The New York Times published a story Sunday focusing on the practice of hunting coyotes with trained greyhounds. An Oklahoma rancher is the main player in the story, as he trains his dogs and is a proponent of the cruel practice.
Using greyhounds to hunt to coyotes is a barbaric mix of dog racing and and dog fighting. And as we at times see with quotes from dog-racing industry insiders, the rancher in this story actually makes the case against the activity he is engaged in.
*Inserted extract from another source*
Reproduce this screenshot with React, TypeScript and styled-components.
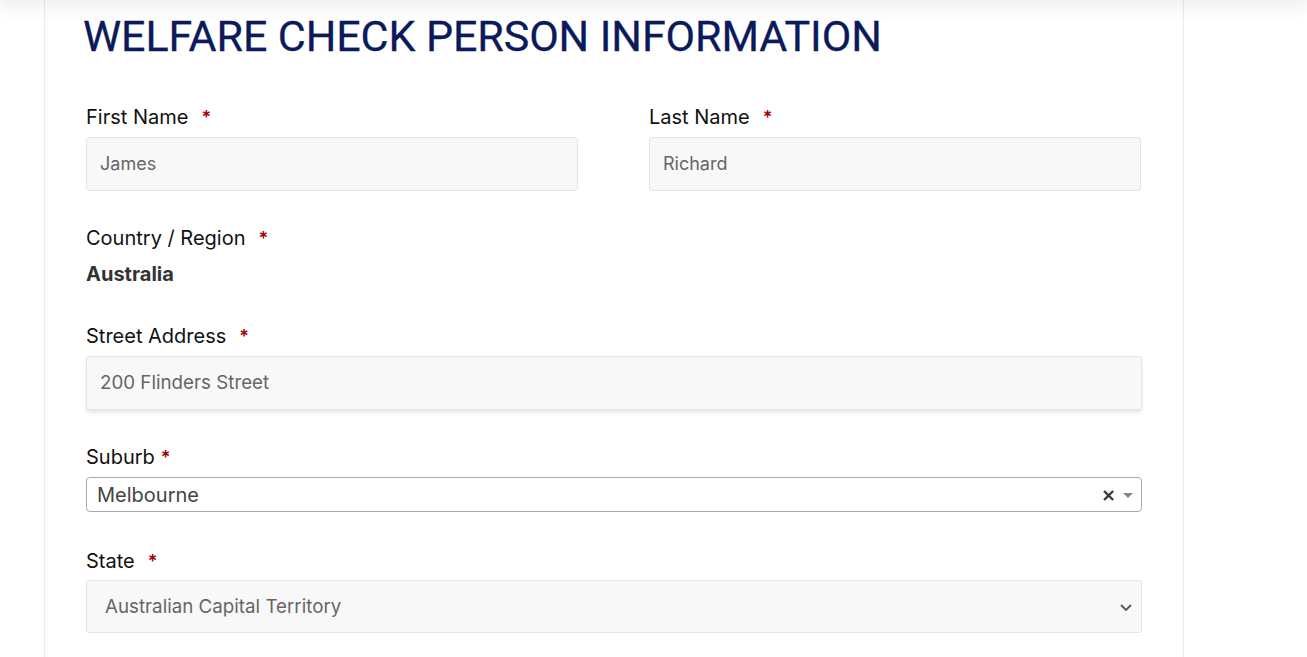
import React from "react";
import styled, { createGlobalStyle } from "styled-components";

const GlobalStyle = createGlobalStyle`
  html, body { margin: 0; padding: 0; background: #ffffff; }
  body { font-family: Inter, "Noto Sans", sans-serif; overflow: hidden; }
  * { box-sizing: border-box; }
`;

const TopShade = styled.div`
  position: sticky;
  top: 0;
  height: 0;
  z-index: 5;
  box-shadow: 0 0 18px 4px rgba(0, 0, 0, 0.14);
`;

const Page = styled.div`
  height: 657px;
  padding-left: 44px;
`;

const Card = styled.section`
  width: 1140px;
  height: 100%;
  border-left: 1px solid #ececec;
  border-right: 1px solid #ececec;
  background: #fff;
`;

const Title = styled.h1`
  margin: 0;
  padding: 11px 0 0 38px;
  font-family: Roboto, sans-serif;
  font-weight: 400;
  font-size: 43px;
  line-height: 50px;
  color: #0b1a5b;
  letter-spacing: -0.1px;
  -webkit-text-stroke: 0.3px #0b1a5b;
`;

const Form = styled.div`
  padding: 43px 41px 0 41px;
`;

const Row = styled.div`
  display: grid;
  grid-template-columns: 492px 492px;
  column-gap: 71px;
`;

const Field = styled.div<{ $gap?: number }>`
  display: flex;
  flex-direction: column;
  margin-bottom: ${(p) => p.$gap ?? 34}px;
`;

const Label = styled.label<{ $below?: number }>`
  font-size: 20px;
  line-height: 27px;
  color: #111;
  margin-bottom: ${(p) => p.$below ?? 6}px;
  display: flex;
  align-items: center;
`;

const Req = styled.span<{ $gap?: number }>`
  color: #a30000;
  margin-left: ${(p) => p.$gap ?? 13}px;
  font-weight: 600;
  font-size: 18px;
`;

const Input = styled.div<{ $shadow?: boolean; $size?: number }>`
  height: 54px;
  background: #f8f8f8;
  border: 1px solid #e4e4e4;
  border-radius: 3px;
  padding: 0 13px 1px;
  display: flex;
  align-items: center;
  font-size: ${(p) => p.$size ?? 18}px;
  color: #666;
  box-shadow: ${(p) => (p.$shadow ? "0 3px 5px -1px rgba(0,0,0,0.13)" : "none")};
`;

const Static = styled.div`
  font-size: 20px;
  font-weight: 700;
  color: #333;
  line-height: 24px;
  margin-top: 4px;
`;

const Combo = styled.div`
  height: 35px;
  border: 1px solid #a8a8a8;
  border-radius: 4px;
  padding: 0 8px 0 10px;
  display: flex;
  align-items: center;
  font-size: 20px;
  color: #444;
`;

const ComboValue = styled.span`
  flex: 1;
`;

const Clear = styled.span`
  font-family: "DejaVu Sans", sans-serif;
  font-weight: 700;
  font-size: 18px;
  color: #333;
  margin-right: 7px;
  line-height: 1;
`;

const Arrow = styled.span`
  width: 0;
  height: 0;
  border-left: 5px solid transparent;
  border-right: 5px solid transparent;
  border-top: 5px solid #888;
  margin-top: 1px;
`;

const Select = styled.div`
  height: 53px;
  background: #f8f8f8;
  border: 1px solid #e4e4e4;
  border-radius: 3px;
  padding: 0 8px 0 18px;
  display: flex;
  align-items: center;
  font-size: 18.75px;
  color: #666;
`;

const Chevron = () => (
  <svg width="14" height="14" viewBox="0 0 14 14" style={{ marginLeft: "auto" }}>
    <path d="M2 5 L7 10 L12 5" fill="none" stroke="#555" strokeWidth="1.8" />
  </svg>
);

export default function App() {
  return (
    <>
      <GlobalStyle />
      <TopShade />
      <Page>
        <Card>
          <Title>WELFARE CHECK PERSON INFORMATION</Title>
          <Form>
            <Row>
              <Field $gap={34}>
                <Label>
                  First Name <Req>*</Req>
                </Label>
                <Input>James</Input>
              </Field>
              <Field $gap={34}>
                <Label>
                  Last Name <Req>*</Req>
                </Label>
                <Input>Richard</Input>
              </Field>
            </Row>
            <Field $gap={37}>
              <Label>
                Country / Region <Req>*</Req>
              </Label>
              <Static>Australia</Static>
            </Field>
            <Field $gap={34}>
              <Label>
                Street Address <Req>*</Req>
              </Label>
              <Input $shadow $size={18.75}>200 Flinders Street</Input>
            </Field>
            <Field $gap={36}>
              <Label>
                Suburb <Req $gap={6}>*</Req>
              </Label>
              <Combo>
                <ComboValue>Melbourne</ComboValue>
                <Clear>×</Clear>
                <Arrow />
              </Combo>
            </Field>
            <Field>
              <Label $below={5}>
                State <Req>*</Req>
              </Label>
              <Select>
                Australian Capital Territory
                <Chevron />
              </Select>
            </Field>
          </Form>
        </Card>
      </Page>
    </>
  );
}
“Every time you turn ’em loose, you don’t know whether it’s going to come back sound or not,” Hardzog said. “There’s just a lot of obstacles out there. Every once in a while, you had one run off in a ditch and either break their back or a shoulder or dislocate a hip. But it’s the risk you take. If you didn’t let them run, you would be denying what they were bred to do.”
Actually, he’s not taking any risk. His dogs are, and he admits they are risking severe injury each time he sends them out. The twisted reasoning used in defense of this style of hunting is beyond comprehension.
And I’ve heard before this strange notion that training dogs to race or hunt, to a point where they frequently are severely injured or die, is somehow that ‘they love to do.’ Yes, some dogs love to run and others love to hunt. But training them with shock collars and forcing them to do these things under dangerous conditions is not what they love to do.
Our rescued greyhounds have a blast running around our back yard and barking at squirrels. But those activities take a back seat to living with us in the house and snuggling on the sofa.
The New York Times writer discribed seeing old wounds on the dogs and explains how Hardzog has to treat a number of injuries the day she tagged along. The story, in all its detail, is a screaming indictment against the practice of using greyhounds to hunt coyotes.
I only hope this story begins a movement to ban this practice nationwide.